Provided records
_ _ _ _ _ _ _

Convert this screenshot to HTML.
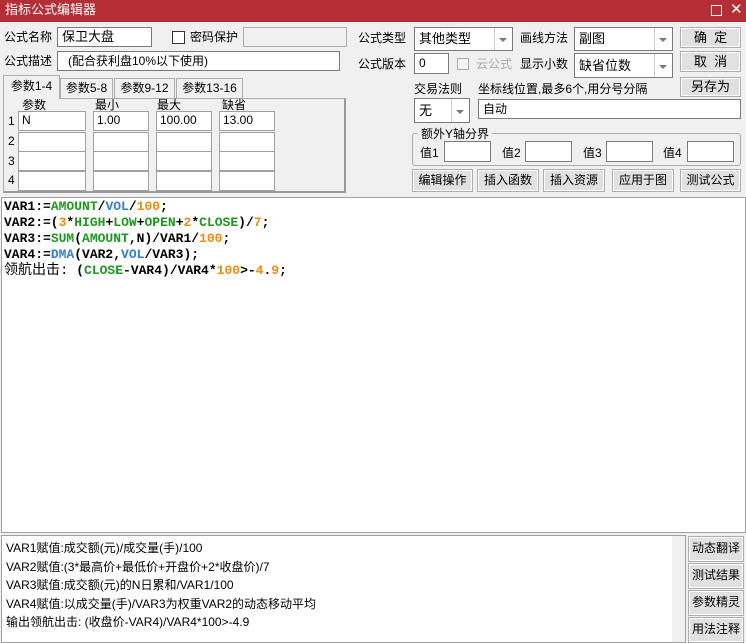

_ _ _ _ _ _ _

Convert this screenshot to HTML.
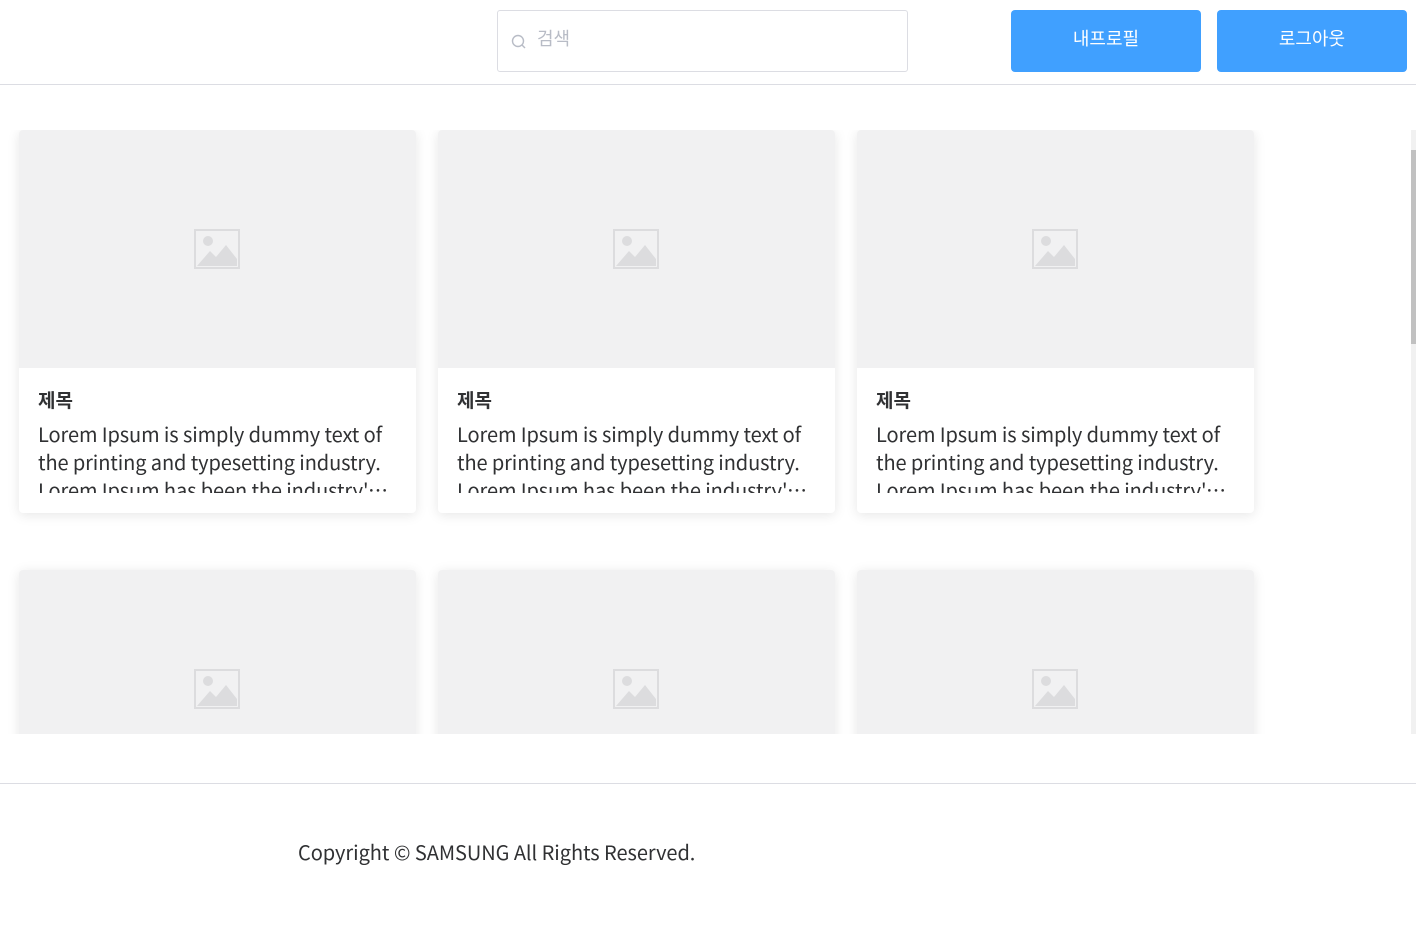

_ _ _ _ _ _ _

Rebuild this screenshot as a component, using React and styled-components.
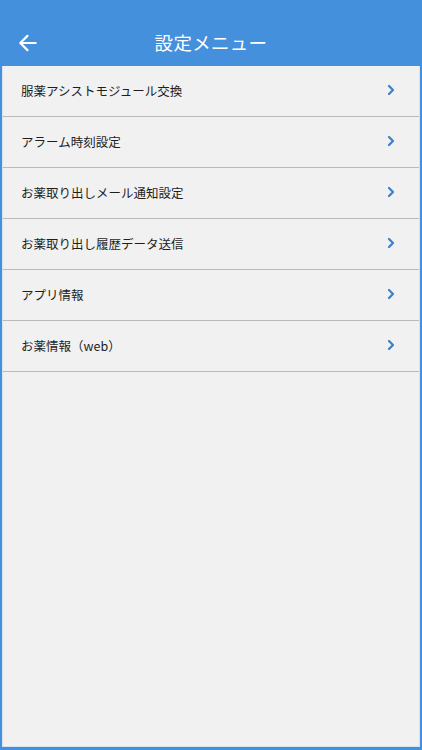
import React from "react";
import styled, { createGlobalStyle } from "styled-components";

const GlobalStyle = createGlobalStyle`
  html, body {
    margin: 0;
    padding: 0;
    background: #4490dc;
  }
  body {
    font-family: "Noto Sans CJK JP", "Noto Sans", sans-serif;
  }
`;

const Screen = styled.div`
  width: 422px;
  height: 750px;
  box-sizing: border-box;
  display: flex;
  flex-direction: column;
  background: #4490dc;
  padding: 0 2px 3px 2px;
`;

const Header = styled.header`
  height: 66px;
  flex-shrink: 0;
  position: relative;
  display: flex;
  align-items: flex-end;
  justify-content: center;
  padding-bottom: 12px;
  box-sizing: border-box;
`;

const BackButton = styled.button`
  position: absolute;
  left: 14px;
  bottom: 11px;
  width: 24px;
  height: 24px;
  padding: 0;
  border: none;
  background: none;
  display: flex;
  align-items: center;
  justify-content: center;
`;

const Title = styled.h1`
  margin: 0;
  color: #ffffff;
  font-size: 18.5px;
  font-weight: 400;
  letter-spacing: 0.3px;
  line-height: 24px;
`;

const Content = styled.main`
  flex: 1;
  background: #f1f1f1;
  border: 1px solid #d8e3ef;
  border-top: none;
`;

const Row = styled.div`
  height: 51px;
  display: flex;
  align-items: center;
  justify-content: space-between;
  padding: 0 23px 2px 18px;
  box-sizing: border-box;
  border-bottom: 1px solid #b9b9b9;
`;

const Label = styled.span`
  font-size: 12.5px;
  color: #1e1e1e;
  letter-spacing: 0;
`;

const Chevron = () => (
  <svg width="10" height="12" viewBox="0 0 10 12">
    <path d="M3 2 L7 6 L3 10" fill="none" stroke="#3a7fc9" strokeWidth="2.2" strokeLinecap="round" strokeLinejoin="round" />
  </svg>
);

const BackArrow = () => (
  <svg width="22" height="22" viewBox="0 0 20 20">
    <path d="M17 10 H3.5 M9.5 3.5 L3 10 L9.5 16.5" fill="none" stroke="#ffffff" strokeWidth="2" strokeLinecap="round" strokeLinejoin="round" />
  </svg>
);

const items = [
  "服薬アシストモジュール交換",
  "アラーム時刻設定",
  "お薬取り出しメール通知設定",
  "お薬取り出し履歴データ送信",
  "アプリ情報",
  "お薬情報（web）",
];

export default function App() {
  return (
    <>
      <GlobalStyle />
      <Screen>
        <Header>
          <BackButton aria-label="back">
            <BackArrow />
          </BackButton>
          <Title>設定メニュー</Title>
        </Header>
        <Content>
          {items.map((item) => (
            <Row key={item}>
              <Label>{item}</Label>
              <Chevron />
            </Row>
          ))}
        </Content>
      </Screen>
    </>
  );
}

_ _ _ _ _ _ _

Work to complete
Copy down every line of the material above that includes the string "components".

Response to this task
Rebuild this screenshot as a component, using React and styled-components.
import styled, { createGlobalStyle } from "styled-components";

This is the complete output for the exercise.